## Instructions for the task
Note each line of the listing that contains the string "this", and copy it.

►

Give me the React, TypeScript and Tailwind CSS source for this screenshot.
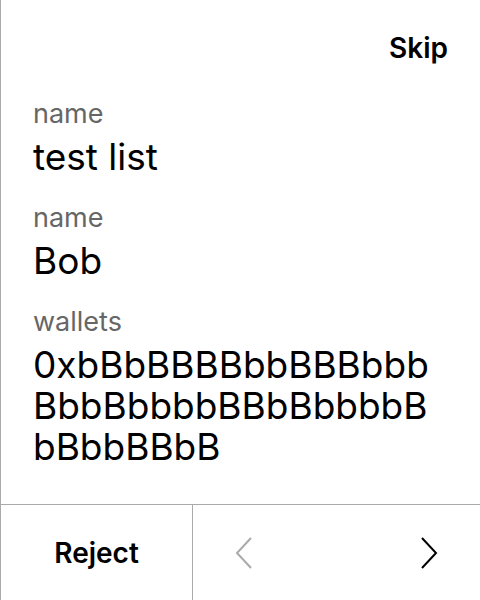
import React from 'react';

const fields = [
  { label: 'name', lines: ['test list'] },
  { label: 'name', lines: ['Bob'] },
  { label: 'wallets', lines: ['0xbBbBBBBbbBBBbbb', 'BbbBbbbbBBbBbbbbB', 'bBbbBBbB'] },
];

const Chevron: React.FC<{ dir: 'left' | 'right'; color: string }> = ({ dir, color }) => (
  <svg width="18" height="34" viewBox="0 0 18 34" fill="none">
    <path
      d={dir === 'left' ? 'M16 2 L2 17 L16 32' : 'M2 2 L16 17 L2 32'}
      stroke={color}
      strokeWidth="2"
    />
  </svg>
);

const App: React.FC = () => {
  return (
    <div
      className="w-[480px] h-[600px] bg-white flex flex-col border-l border-[#aaaaaa] text-black"
      style={{ fontFamily: 'Inter, "Liberation Sans", sans-serif' }}
    >
      <div className="h-[96px] flex items-center justify-end px-8">
        <span className="text-[28px] font-semibold">Skip</span>
      </div>

      <div className="flex-1 flex flex-col gap-[23px] px-8">
        {fields.map((f, i) => (
          <div key={i} className="flex flex-col">
            <span className="text-[27px] leading-9 text-[#666666]">{f.label}</span>
            <div className="mt-1 flex flex-col">
              {f.lines.map((l, j) => (
                <span key={j} className="text-[37px] leading-[41px]">{l}</span>
              ))}
            </div>
          </div>
        ))}
      </div>

      {/* footer actions */}
      <div className="h-24 flex border-t border-[#aaaaaa]">
        <button className="w-[192px] h-full flex items-center justify-center border-r border-[#aaaaaa] text-[28px] font-semibold">
          Reject
        </button>
        <div className="flex-1 flex items-center justify-between pl-[42px] pr-[42px]">
          <Chevron dir="left" color="#aaaaaa" />
          <Chevron dir="right" color="#000000" />
        </div>
      </div>
    </div>
  );
};

export default App;
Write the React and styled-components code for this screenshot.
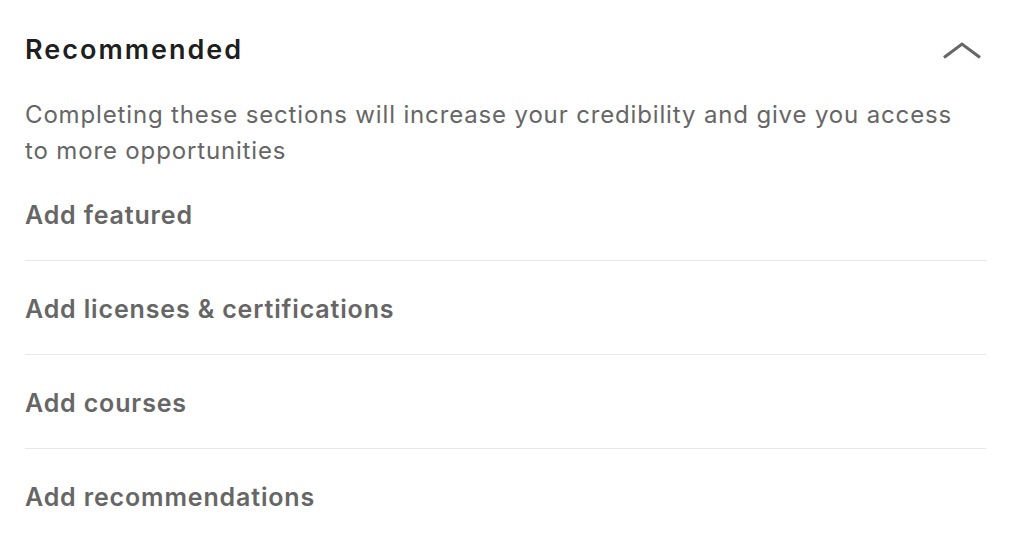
import styled, { createGlobalStyle } from 'styled-components'

const GlobalStyle = createGlobalStyle`
  body {
    margin: 0;
    background: #ffffff;
    font-family: Inter, "Noto Sans", "Liberation Sans", sans-serif;
    -webkit-font-smoothing: antialiased;
  }
`

const Card = styled.section`
  padding: 32px 38px 0 25px;
  background: #fff;
`

const Header = styled.header`
  display: flex;
  align-items: center;
  justify-content: space-between;
`

const Title = styled.h2`
  margin: 0;
  font-size: 27px;
  line-height: 36px;
  font-weight: 600;
  letter-spacing: 2px;
  color: rgba(0, 0, 0, 0.9);
`

const Toggle = styled.button`
  display: flex;
  align-items: center;
  justify-content: center;
  padding: 0;
  margin-right: 4px;
  border: 0;
  background: none;
  color: #666;
  cursor: pointer;
`

const Description = styled.p`
  max-width: 945px;
  margin: 29px 0 -2px;
  font-size: 24px;
  line-height: 36px;
  letter-spacing: 0.85px;
  color: #666;
`

const List = styled.ul`
  list-style: none;
  margin: 0;
  padding: 0;
`

const Item = styled.li`
  padding: 33px 0 30px;
  font-size: 25px;
  line-height: 30px;
  font-weight: 600;
  letter-spacing: 0.85px;
  color: #666;
  border-bottom: ${({ $last }) => ($last ? '0' : '1px solid #e8e8e8')};
`

const ChevronUp = () => (
  <svg width="40" height="18" viewBox="0 0 40 18" fill="none">
    <polyline
      points="2,16.5 20,3 38,16.5"
      stroke="currentColor"
      strokeWidth="3"
      strokeLinecap="butt"
      strokeLinejoin="miter"
    />
  </svg>
)

const items = [
  'Add featured',
  'Add licenses & certifications',
  'Add courses',
  'Add recommendations',
]

export default function App() {
  return (
    <>
      <GlobalStyle />
      <Card>
        <Header>
          <Title>Recommended</Title>
          <Toggle aria-label="Collapse">
            <ChevronUp />
          </Toggle>
        </Header>
        <Description>
          Completing these sections will increase your credibility and give you access
          to more opportunities
        </Description>
        <List>
          {items.map((label, i) => (
            <Item key={label} $last={i === items.length - 1}>
              {label}
            </Item>
          ))}
        </List>
      </Card>
    </>
  )
}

◄

## The result
Give me the React, TypeScript and Tailwind CSS source for this screenshot.
Write the React and styled-components code for this screenshot.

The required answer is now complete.